Problem requirements
In the records below, find the line containing "Reproduce this screenshot" and the line containing "7.548c0.436-0.446 1.043-0.481 1.576". Give again exactly those lines and every line between them, omitting the pictures.

Input data
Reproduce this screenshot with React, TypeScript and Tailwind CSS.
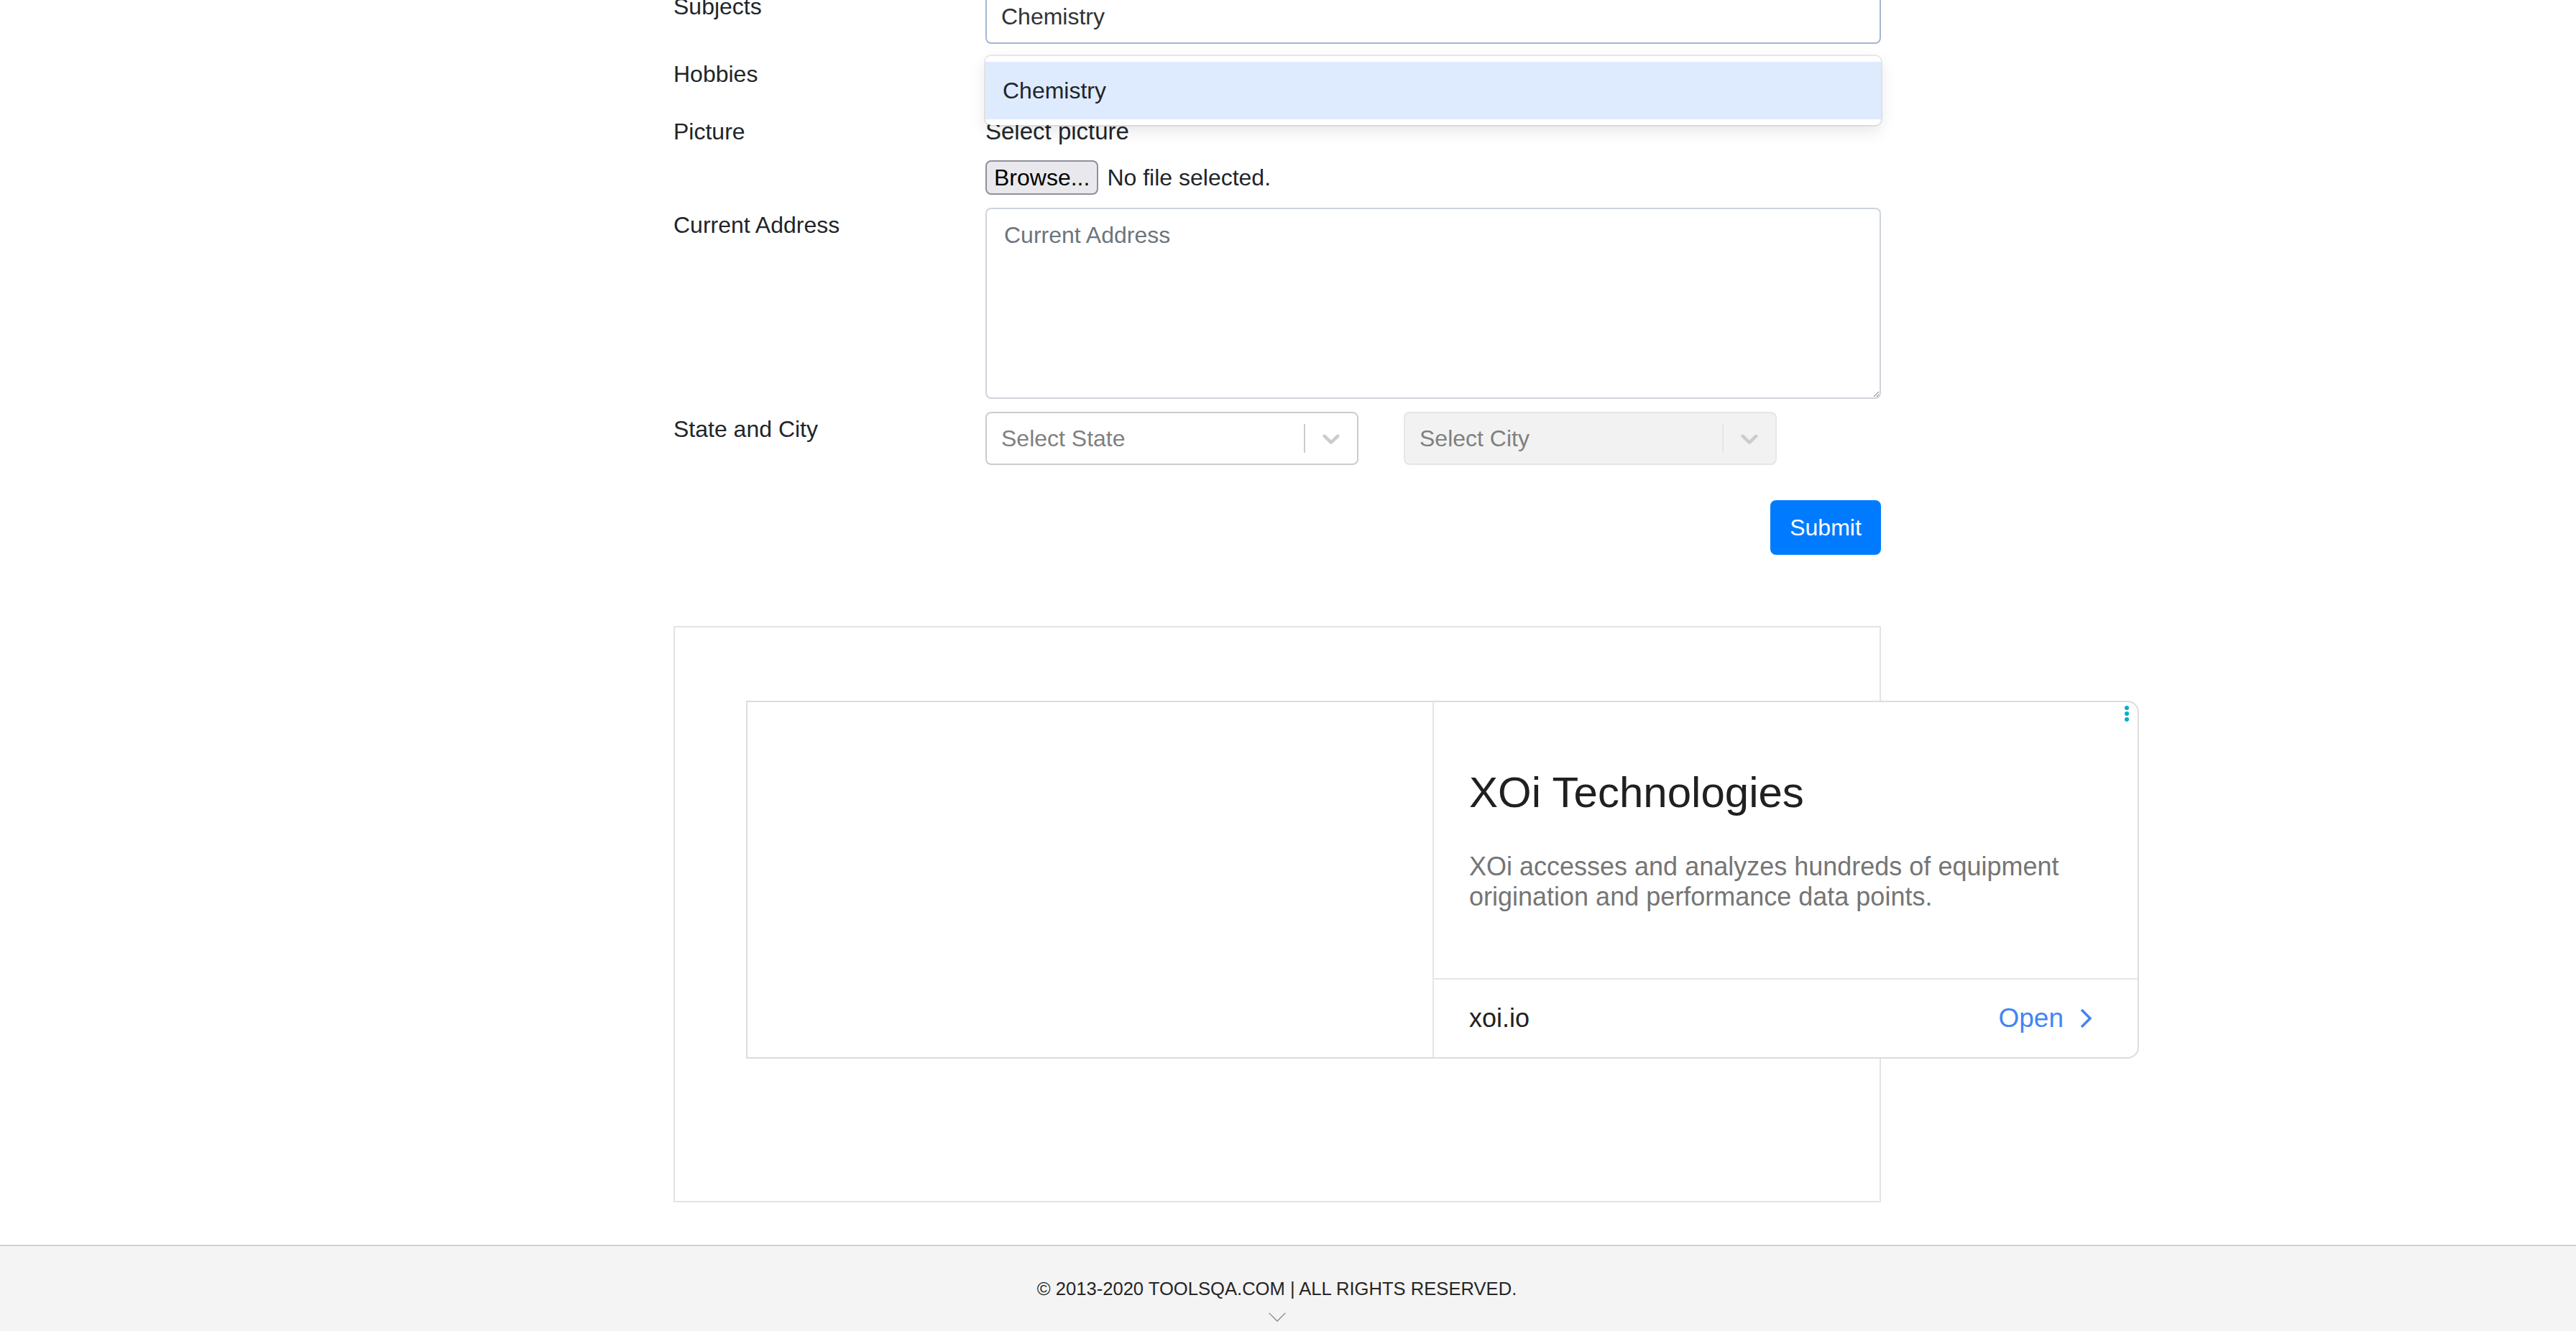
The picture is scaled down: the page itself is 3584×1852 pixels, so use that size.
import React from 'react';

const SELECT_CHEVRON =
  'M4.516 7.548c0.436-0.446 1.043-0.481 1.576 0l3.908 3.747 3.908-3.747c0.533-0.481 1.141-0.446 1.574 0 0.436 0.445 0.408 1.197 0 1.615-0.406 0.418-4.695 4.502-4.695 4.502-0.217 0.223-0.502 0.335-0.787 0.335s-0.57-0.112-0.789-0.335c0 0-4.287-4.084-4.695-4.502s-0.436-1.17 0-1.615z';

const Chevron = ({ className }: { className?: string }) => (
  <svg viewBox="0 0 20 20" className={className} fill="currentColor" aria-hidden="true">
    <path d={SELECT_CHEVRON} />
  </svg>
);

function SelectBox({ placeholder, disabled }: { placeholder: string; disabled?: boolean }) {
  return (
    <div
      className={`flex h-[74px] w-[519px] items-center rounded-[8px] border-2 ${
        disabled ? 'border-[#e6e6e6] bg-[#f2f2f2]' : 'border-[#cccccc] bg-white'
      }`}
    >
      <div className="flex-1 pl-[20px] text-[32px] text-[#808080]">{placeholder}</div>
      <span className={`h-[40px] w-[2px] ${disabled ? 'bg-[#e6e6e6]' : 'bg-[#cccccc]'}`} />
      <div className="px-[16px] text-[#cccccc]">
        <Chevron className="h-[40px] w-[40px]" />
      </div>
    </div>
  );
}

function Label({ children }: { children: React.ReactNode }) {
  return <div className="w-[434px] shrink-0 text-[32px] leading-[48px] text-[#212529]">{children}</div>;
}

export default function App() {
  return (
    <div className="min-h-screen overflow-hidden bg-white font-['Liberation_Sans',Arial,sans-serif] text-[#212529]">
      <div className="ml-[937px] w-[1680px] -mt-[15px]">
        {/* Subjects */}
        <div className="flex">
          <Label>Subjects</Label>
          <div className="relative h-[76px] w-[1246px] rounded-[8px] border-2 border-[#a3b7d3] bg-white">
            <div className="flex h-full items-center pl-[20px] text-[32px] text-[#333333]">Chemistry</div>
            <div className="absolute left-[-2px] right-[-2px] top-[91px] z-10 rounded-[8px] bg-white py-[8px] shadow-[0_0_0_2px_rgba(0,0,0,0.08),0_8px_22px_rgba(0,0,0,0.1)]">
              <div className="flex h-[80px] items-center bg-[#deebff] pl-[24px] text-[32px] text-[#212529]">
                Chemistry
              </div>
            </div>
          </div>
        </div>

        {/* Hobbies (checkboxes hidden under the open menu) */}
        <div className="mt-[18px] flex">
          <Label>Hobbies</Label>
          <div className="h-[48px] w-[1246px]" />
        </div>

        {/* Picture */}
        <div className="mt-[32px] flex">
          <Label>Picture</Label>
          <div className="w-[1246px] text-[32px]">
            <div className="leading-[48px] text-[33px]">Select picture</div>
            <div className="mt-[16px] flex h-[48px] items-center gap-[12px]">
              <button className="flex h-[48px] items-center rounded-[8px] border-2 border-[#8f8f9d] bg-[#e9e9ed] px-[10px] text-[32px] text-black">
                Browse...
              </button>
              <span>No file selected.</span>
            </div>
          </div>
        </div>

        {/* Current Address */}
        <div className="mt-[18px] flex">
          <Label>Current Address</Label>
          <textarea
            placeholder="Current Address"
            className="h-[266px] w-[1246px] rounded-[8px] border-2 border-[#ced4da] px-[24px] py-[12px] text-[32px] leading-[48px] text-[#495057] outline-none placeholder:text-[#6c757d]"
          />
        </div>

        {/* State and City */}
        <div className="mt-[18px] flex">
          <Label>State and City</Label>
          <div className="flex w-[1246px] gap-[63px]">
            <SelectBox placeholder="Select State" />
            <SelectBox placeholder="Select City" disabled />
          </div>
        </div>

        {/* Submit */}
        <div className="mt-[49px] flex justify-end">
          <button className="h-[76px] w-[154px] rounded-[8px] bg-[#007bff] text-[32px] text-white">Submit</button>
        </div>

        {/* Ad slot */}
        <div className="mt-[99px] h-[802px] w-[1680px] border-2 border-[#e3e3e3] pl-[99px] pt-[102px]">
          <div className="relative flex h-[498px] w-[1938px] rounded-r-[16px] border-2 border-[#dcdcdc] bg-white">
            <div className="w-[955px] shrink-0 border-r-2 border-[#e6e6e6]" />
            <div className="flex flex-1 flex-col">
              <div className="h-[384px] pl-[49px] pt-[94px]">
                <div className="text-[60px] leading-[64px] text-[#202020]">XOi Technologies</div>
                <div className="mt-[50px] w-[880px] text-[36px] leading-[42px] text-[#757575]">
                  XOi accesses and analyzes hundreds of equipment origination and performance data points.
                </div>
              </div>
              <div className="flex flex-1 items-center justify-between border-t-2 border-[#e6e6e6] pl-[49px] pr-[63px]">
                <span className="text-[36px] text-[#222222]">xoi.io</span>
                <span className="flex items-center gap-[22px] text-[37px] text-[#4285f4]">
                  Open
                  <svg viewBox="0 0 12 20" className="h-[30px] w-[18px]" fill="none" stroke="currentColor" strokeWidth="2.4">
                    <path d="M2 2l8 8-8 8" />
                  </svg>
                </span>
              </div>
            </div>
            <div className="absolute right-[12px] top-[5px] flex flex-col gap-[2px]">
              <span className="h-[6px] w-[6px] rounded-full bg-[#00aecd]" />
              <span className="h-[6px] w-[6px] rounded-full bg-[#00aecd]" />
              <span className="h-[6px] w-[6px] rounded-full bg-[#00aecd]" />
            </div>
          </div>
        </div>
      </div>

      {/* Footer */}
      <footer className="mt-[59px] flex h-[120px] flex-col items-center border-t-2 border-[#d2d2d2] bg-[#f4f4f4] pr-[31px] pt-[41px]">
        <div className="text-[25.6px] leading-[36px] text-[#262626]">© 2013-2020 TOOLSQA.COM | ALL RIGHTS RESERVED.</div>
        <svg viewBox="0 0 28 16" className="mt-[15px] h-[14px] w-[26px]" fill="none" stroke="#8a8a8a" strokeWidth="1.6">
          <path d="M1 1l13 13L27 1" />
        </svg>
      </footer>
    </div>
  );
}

--

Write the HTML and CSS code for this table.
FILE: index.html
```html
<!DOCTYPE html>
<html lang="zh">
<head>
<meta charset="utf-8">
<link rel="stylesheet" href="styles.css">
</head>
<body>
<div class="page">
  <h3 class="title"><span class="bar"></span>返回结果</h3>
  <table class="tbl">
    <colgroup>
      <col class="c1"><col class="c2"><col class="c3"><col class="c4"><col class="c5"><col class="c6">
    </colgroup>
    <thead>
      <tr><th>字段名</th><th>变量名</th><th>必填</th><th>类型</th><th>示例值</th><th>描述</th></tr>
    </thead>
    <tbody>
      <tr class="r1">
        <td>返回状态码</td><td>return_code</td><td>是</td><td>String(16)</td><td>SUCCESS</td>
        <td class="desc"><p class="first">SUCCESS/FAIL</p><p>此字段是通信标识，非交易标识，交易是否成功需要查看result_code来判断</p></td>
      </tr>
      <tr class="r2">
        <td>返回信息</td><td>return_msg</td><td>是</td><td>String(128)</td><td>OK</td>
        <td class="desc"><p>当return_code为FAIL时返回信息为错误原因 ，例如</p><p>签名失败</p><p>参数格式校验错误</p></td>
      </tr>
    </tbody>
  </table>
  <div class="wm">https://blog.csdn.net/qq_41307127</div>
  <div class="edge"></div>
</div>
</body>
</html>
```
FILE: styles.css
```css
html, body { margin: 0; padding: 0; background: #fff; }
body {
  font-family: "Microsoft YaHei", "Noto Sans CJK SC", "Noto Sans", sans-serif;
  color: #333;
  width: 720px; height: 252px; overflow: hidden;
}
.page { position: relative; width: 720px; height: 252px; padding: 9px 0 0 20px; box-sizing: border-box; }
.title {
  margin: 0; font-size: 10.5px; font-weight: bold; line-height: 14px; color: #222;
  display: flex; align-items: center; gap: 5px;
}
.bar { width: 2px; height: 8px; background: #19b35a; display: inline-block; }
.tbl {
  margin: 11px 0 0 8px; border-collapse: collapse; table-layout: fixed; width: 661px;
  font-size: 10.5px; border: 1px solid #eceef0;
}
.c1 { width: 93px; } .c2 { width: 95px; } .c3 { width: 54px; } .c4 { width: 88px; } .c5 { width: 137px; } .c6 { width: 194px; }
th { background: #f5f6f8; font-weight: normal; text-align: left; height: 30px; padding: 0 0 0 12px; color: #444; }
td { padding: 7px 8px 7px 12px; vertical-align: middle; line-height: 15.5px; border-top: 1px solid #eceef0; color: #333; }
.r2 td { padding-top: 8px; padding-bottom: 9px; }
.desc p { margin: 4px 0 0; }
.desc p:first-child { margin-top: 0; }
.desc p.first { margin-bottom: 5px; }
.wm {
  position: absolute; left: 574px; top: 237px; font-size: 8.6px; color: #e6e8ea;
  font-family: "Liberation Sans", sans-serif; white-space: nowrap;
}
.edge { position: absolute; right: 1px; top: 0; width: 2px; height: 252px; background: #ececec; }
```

Answer in full
Reproduce this screenshot with React, TypeScript and Tailwind CSS.
The picture is scaled down: the page itself is 3584×1852 pixels, so use that size.
import React from 'react';

const SELECT_CHEVRON =
  'M4.516 7.548c0.436-0.446 1.043-0.481 1.576 0l3.908 3.747 3.908-3.747c0.533-0.481 1.141-0.446 1.574 0 0.436 0.445 0.408 1.197 0 1.615-0.406 0.418-4.695 4.502-4.695 4.502-0.217 0.223-0.502 0.335-0.787 0.335s-0.57-0.112-0.789-0.335c0 0-4.287-4.084-4.695-4.502s-0.436-1.17 0-1.615z';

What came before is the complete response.